##### RECORDS PROVIDED #####

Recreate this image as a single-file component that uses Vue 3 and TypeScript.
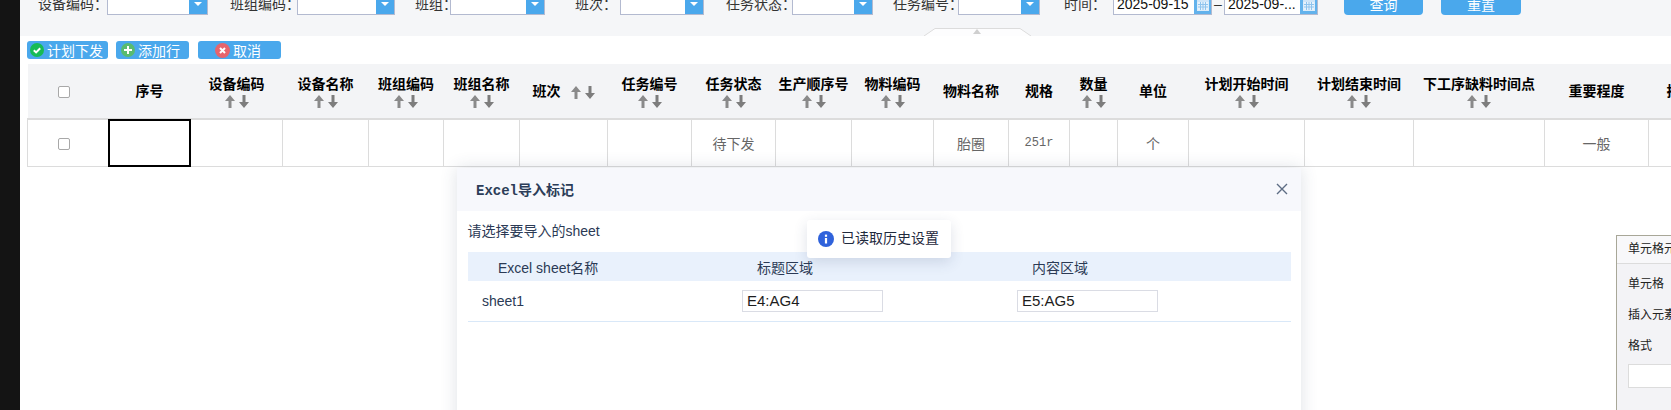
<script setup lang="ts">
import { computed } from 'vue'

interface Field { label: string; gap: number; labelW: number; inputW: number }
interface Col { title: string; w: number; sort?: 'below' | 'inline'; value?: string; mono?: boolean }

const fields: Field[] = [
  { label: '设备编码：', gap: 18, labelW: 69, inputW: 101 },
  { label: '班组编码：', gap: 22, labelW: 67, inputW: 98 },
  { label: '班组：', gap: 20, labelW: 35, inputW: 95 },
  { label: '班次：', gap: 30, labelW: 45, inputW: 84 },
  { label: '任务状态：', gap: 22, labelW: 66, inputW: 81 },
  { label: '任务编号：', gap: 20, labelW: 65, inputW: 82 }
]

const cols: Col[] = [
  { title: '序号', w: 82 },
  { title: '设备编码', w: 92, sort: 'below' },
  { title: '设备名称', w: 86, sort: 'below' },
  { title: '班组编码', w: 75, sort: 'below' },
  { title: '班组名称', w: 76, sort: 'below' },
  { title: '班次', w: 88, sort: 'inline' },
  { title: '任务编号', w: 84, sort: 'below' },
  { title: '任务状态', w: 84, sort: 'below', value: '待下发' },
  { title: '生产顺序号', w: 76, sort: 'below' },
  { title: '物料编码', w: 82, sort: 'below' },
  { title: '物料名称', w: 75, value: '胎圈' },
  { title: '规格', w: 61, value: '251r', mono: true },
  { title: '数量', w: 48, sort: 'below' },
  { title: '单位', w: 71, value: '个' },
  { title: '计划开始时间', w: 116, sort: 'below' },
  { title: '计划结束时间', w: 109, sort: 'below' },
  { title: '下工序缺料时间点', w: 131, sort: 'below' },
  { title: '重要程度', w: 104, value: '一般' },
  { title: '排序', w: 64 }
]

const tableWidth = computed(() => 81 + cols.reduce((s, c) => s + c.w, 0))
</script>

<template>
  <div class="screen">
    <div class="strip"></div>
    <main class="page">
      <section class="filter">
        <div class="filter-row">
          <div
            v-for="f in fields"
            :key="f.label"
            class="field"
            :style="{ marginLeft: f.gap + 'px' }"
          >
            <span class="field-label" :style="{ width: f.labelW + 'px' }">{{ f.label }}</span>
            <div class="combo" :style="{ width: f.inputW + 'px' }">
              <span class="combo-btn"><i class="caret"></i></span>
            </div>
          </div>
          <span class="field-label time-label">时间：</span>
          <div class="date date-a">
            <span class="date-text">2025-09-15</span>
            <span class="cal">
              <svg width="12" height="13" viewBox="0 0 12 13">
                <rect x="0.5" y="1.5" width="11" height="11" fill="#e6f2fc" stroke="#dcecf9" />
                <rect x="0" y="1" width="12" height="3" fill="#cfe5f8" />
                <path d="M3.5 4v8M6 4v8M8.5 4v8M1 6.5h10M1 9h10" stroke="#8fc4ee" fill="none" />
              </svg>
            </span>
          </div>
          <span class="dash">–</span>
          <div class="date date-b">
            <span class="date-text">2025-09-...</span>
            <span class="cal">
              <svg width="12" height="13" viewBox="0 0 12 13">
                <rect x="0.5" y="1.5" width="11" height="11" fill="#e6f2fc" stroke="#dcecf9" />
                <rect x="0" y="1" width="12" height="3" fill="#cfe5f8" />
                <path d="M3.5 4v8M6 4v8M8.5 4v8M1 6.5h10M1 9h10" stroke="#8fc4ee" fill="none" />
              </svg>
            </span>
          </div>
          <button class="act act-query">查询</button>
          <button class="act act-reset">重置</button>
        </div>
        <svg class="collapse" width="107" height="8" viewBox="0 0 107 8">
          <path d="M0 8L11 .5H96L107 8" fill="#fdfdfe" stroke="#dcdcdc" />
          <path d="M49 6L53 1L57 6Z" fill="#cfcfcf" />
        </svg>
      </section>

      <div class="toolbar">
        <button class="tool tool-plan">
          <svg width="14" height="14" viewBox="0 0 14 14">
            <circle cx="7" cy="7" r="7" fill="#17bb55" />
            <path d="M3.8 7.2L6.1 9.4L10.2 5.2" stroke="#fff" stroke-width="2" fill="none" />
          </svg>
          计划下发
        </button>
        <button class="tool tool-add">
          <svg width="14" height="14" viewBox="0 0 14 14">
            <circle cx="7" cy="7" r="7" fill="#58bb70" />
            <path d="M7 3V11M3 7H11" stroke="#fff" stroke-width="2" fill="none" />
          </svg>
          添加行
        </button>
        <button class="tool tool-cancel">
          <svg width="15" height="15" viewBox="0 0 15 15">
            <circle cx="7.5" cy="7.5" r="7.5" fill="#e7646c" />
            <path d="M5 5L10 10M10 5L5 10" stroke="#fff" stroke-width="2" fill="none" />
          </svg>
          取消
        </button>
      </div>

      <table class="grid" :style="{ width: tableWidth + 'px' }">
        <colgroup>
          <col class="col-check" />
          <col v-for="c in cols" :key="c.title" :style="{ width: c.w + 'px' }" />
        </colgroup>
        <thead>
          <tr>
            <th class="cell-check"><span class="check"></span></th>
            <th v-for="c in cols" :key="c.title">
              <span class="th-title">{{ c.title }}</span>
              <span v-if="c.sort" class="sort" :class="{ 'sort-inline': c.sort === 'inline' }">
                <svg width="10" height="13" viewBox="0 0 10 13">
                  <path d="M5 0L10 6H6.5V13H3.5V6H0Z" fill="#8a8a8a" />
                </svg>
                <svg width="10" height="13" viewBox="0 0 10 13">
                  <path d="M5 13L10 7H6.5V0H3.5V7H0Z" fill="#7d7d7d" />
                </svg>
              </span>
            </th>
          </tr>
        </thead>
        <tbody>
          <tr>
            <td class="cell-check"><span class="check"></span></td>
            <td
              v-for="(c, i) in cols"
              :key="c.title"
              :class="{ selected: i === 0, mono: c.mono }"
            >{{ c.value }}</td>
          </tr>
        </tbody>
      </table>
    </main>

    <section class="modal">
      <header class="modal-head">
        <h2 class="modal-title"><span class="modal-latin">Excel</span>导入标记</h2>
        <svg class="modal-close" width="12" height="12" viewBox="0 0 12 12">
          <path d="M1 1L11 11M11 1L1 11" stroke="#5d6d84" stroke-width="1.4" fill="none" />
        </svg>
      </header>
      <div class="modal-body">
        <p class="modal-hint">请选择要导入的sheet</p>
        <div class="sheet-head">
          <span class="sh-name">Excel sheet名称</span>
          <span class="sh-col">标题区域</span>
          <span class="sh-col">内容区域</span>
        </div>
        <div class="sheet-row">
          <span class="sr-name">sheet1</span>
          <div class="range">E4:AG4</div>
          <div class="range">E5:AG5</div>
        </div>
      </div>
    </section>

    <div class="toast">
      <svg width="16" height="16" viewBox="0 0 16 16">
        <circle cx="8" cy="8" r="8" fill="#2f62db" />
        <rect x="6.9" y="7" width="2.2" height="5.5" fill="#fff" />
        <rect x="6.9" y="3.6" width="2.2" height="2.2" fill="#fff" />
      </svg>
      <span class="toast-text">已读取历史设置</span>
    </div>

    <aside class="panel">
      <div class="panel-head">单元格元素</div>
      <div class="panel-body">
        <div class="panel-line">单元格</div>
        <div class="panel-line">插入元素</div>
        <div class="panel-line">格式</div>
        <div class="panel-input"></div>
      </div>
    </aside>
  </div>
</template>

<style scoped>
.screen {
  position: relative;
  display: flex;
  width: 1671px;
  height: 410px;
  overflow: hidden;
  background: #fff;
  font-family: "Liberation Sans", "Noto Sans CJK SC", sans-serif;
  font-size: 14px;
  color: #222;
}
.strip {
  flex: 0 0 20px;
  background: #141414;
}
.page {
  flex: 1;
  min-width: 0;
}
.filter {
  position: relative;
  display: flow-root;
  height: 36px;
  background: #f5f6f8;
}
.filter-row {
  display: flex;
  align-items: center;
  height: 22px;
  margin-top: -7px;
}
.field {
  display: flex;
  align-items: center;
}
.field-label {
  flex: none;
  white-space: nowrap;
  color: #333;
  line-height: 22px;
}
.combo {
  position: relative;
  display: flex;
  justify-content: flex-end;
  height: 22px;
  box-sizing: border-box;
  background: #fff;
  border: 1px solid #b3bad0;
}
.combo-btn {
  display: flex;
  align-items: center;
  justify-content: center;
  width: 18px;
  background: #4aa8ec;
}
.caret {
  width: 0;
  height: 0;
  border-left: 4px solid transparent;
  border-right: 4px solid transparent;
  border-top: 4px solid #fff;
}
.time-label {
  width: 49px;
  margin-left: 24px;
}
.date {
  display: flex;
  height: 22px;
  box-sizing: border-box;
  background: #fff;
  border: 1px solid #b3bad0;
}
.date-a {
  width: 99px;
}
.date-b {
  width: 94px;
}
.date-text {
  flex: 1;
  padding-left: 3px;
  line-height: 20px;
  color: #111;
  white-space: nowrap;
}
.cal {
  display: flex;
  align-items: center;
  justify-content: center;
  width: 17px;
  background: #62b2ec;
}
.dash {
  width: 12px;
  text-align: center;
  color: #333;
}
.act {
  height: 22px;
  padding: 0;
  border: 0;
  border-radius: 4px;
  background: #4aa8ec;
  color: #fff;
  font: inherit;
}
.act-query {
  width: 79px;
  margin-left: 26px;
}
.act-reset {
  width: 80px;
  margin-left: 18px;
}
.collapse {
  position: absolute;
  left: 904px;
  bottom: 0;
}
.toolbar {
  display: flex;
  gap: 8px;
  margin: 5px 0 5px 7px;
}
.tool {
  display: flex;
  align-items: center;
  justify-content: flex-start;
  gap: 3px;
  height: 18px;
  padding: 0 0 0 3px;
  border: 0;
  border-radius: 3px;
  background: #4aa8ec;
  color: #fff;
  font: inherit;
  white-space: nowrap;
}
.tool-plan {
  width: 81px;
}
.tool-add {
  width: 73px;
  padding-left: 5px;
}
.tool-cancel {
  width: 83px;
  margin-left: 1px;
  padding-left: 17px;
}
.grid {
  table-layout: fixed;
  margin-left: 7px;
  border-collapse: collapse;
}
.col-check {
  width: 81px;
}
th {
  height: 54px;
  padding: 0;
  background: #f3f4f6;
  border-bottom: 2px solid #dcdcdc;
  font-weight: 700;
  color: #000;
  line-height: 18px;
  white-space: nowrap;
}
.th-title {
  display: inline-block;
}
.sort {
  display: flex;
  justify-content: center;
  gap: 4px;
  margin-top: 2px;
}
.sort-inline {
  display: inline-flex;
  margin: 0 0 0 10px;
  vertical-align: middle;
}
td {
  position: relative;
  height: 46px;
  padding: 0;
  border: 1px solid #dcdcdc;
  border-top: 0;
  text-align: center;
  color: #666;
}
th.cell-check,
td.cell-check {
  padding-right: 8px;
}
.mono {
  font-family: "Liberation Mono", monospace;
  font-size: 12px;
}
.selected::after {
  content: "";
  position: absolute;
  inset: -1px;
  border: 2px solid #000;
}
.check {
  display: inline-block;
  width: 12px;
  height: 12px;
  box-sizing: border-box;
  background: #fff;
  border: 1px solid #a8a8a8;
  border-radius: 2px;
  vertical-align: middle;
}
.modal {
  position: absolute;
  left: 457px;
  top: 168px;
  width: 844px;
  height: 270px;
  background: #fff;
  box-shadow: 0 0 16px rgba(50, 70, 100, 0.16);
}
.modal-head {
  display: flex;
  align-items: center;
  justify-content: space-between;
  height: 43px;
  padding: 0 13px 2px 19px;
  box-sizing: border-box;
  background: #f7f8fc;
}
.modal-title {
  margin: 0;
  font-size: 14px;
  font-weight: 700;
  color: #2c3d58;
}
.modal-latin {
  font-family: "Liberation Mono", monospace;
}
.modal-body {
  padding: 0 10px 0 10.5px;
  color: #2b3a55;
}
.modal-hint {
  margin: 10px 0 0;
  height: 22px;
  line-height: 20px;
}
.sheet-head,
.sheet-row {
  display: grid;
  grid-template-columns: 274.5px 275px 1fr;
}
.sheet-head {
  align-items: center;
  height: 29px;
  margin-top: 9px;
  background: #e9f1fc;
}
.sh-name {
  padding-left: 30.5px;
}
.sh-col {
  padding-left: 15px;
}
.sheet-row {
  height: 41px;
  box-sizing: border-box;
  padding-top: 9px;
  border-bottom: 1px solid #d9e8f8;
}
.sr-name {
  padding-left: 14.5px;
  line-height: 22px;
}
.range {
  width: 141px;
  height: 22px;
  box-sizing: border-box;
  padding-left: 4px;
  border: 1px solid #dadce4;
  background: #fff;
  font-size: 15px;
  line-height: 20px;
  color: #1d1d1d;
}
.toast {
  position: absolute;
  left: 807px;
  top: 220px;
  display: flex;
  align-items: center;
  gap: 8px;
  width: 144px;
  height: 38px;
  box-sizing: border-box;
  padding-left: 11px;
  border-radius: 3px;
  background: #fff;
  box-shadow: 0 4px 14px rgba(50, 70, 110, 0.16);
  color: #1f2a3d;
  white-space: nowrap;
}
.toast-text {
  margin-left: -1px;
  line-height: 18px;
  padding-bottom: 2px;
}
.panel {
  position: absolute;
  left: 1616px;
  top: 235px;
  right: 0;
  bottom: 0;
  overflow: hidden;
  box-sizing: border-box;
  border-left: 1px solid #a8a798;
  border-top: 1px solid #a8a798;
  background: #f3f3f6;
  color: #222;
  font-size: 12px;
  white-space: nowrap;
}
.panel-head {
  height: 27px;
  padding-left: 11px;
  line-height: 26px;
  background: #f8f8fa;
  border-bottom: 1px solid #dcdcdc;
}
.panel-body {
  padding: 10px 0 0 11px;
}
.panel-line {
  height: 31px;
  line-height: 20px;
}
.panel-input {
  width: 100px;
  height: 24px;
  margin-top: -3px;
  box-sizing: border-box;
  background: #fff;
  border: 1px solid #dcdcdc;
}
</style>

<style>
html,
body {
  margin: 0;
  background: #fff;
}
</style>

#####
##### RECORDS PROVIDED #####

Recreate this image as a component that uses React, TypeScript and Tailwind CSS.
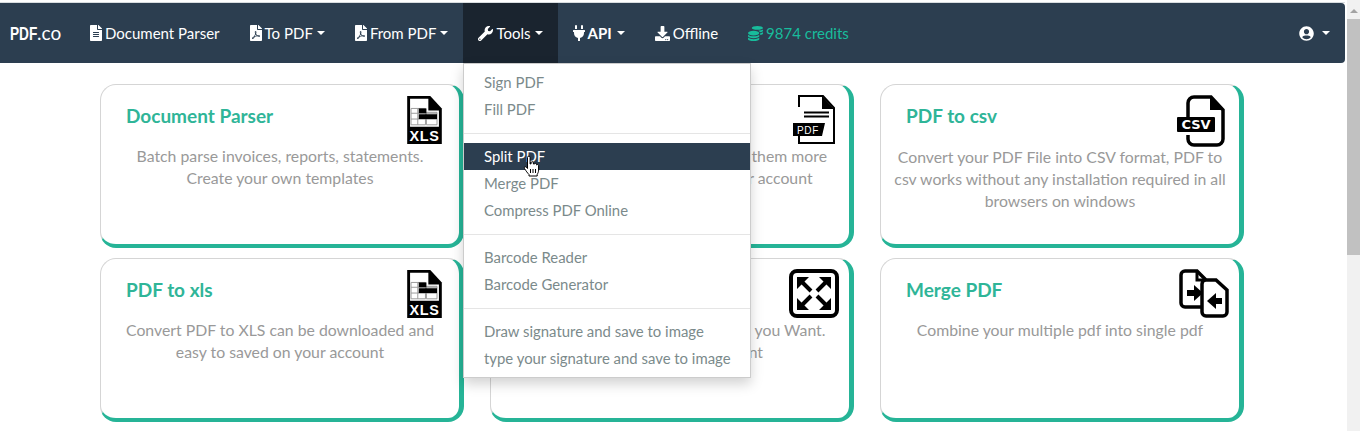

#####
##### RECORDS PROVIDED #####

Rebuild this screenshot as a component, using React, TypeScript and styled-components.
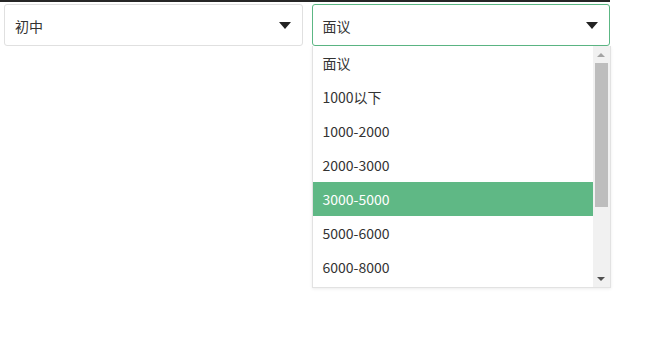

#####

◆ WHAT YOU SHOULD DO
In the listing above, find the line containing "Recreate this image as a single-file" and the line containing "string; w: number;", then write out both of them and every line between, exactly, with no pictures.

◆ WRITTEN ANSWER
Recreate this image as a single-file component that uses Vue 3 and TypeScript.
<script setup lang="ts">
import { computed } from 'vue'

interface Field { label: string; gap: number; labelW: number; inputW: number }
interface Col { title: string; w: number; sort?: 'below' | 'inline'; value?: string; mono?: boolean }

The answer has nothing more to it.